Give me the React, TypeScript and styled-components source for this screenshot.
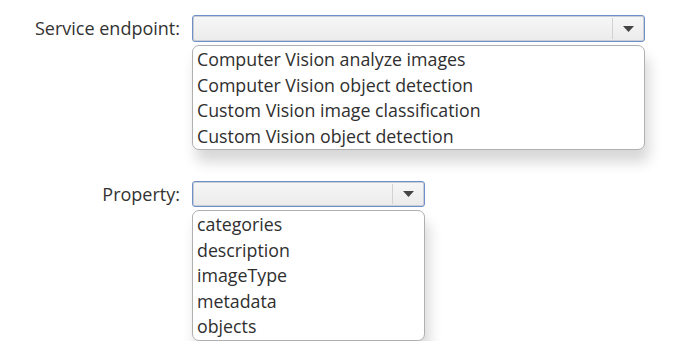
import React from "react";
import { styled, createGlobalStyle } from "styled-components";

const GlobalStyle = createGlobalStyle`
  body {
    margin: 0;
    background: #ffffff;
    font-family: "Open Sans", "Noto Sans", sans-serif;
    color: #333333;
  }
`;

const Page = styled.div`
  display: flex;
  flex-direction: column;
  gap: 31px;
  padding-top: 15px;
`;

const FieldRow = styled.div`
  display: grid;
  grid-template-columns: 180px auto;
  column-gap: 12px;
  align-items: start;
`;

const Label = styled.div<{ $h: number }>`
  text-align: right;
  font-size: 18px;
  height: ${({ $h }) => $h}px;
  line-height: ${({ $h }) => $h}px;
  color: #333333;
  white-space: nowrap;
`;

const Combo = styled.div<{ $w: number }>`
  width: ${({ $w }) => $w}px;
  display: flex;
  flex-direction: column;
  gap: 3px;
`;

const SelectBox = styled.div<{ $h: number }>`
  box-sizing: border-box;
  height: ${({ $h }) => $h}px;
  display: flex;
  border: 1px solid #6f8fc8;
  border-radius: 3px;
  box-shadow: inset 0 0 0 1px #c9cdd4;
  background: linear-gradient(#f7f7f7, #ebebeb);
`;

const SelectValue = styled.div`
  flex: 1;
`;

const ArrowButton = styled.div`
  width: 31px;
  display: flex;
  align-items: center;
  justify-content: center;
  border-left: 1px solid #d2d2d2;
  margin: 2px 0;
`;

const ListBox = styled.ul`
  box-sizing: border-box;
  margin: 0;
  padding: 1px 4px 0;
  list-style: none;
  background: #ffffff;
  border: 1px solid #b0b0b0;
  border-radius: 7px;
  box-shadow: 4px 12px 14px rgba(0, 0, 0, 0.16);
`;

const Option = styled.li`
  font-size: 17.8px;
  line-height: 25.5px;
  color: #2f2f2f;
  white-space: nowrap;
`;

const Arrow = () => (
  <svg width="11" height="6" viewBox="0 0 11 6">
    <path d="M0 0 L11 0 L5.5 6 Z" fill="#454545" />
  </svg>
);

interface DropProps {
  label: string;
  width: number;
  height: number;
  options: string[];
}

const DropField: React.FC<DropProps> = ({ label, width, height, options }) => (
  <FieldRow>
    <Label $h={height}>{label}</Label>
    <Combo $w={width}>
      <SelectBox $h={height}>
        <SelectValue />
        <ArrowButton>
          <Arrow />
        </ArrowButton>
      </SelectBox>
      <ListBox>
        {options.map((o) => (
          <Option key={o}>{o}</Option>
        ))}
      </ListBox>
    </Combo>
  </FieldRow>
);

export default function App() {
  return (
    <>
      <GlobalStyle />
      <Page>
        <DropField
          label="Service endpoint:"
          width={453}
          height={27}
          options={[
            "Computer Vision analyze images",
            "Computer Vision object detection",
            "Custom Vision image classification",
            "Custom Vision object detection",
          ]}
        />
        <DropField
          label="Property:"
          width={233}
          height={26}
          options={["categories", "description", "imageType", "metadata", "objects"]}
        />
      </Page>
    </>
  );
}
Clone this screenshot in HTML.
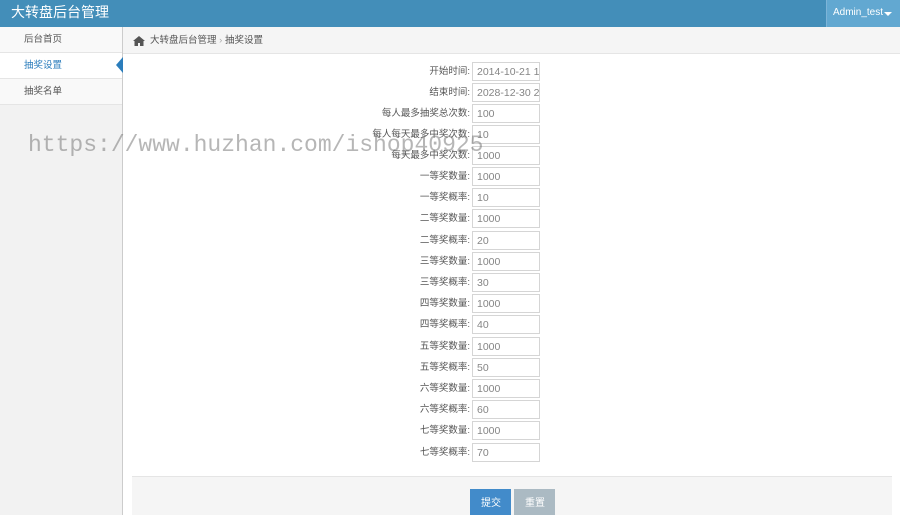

▬▬▬

## REQUIRED WORK
Find the lines above holding the word "this" and show them.

## CORRECT RESPONSE
Give me the React, TypeScript and styled-components source for this screenshot.
Clone this screenshot in HTML.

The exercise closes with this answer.